14.9.24

Os olhos de Isabel


Após Isabel da Nóbrega ter terminado o relacionamento com João Gaspar Simões, passando a viver com José Saramago (que era dezanove anos mais novo que Simões), o despeitado biógrafo de Pessoa publicou o romance de vingança “As Mãos e as Luvas (Retrato em Corpo Inteiro)” onde descreve Isabel (ali chamada Tininha) como uma “espécie de Madame Bovary”, uma “burguesa diletante e com aspirações à escrita”. 

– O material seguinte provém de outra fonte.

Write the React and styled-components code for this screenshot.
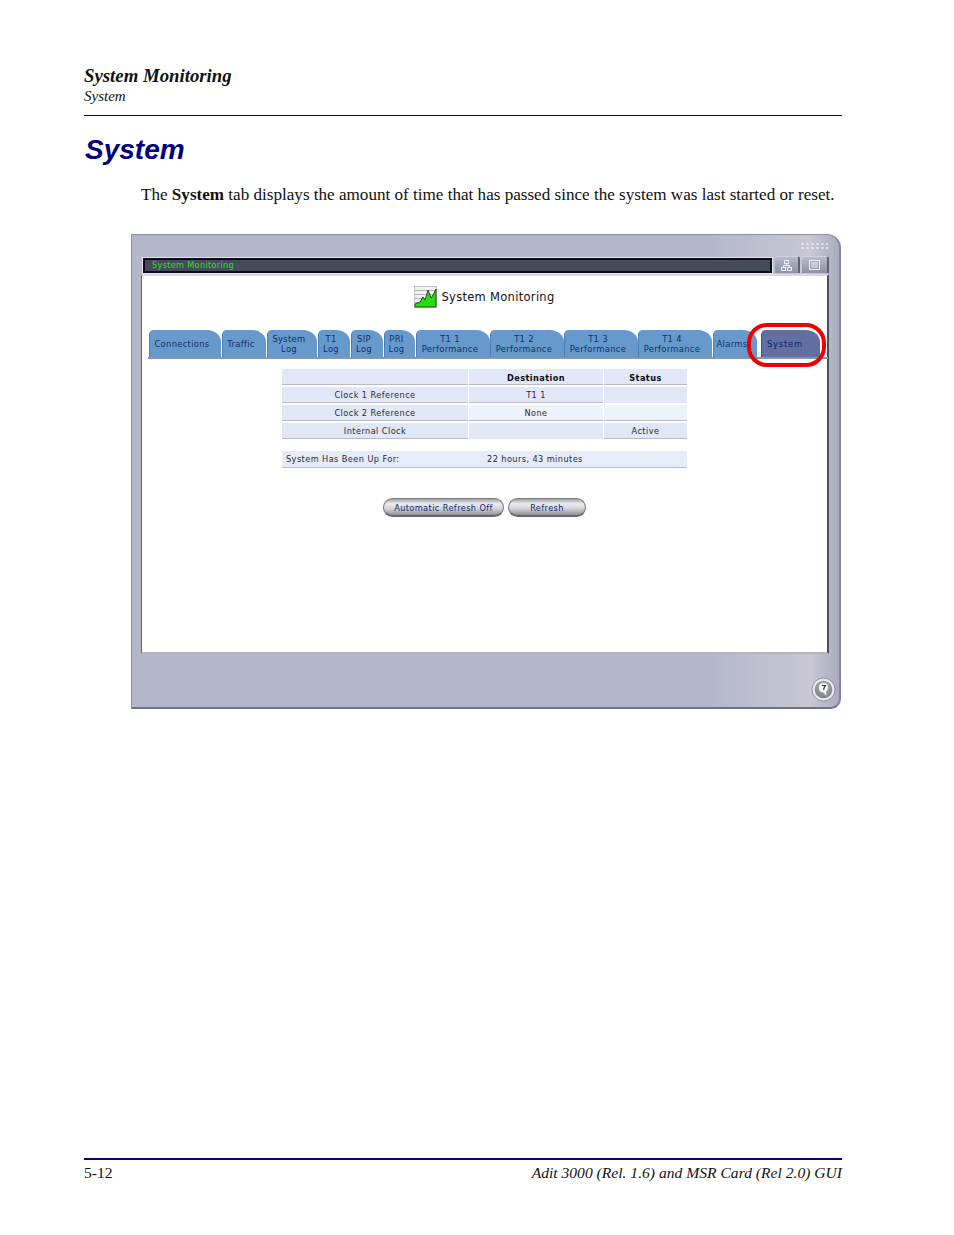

Mas a raiva de homem abandonado, o motivo, afinal do livro, não lhe apagou da mente o olhar de Isabel, que seria também depois, a origem do olhar de Blimunda:

“Tininha, a bem dizer, nada tinha de impecavelmente bonito, à exceção de um ser – os olhos. Sim, lá os olhos eram sensacionais. [...] O resto, no entanto, valia pouco, muito pouco. No entanto, por pouco que valesse, ela se encarregava de o valorizar, sensacionalizando-o. Continuava a exercitar a mesma tática, convencida de que podia envelhecer nela, tudo, menos os olhos, a tal 'jóia' que guardava para as grandes ocasiões. [...] Querem que lhes conte o que realmente pensei quando pela primeira vez vi Tininha e a sua extraordinária peça anatómica? Que os seus olhos não eram realmente órgãos de um corpo do qual faziam parte inseparável? Pensei estar na presença de dois insetos exóticos, tropicais, mistos de pirilampos e de borboletas, mas que tinham a cintilação quase lasciva e a escamosa policromia destas. Direi que eram dois grandes ateros – melhor: lepidópteros – lepidópteros gigantes, espécies raras de uma coleção que o entomologista não conseguiria neutralizar, e que, mesmo expostas ao ambiente, continuassem a agir: a viver, a fascinar, a seduzir aqueles que olhavam para elas.”

A seduzir, como anos mais tarde, ou séculos antes, a Baltasar Mateus, que se perderia, também, sem salvaguarda, por eles.

“Baltasar Mateus, o Sete-Sóis, está calado, apenas olha fixamente Blimunda, e de cada vez que ela o olha a ele sente um aperto na boca do estômago, porque olhos como estes nunca se viram, claros de cinzento, ou verde, ou azul, que com a luz de fora variam ou o pensamento de dentro, e às vezes tornam-se negros nocturnos ou brancos brilhantes como lascado carvão de pedra.”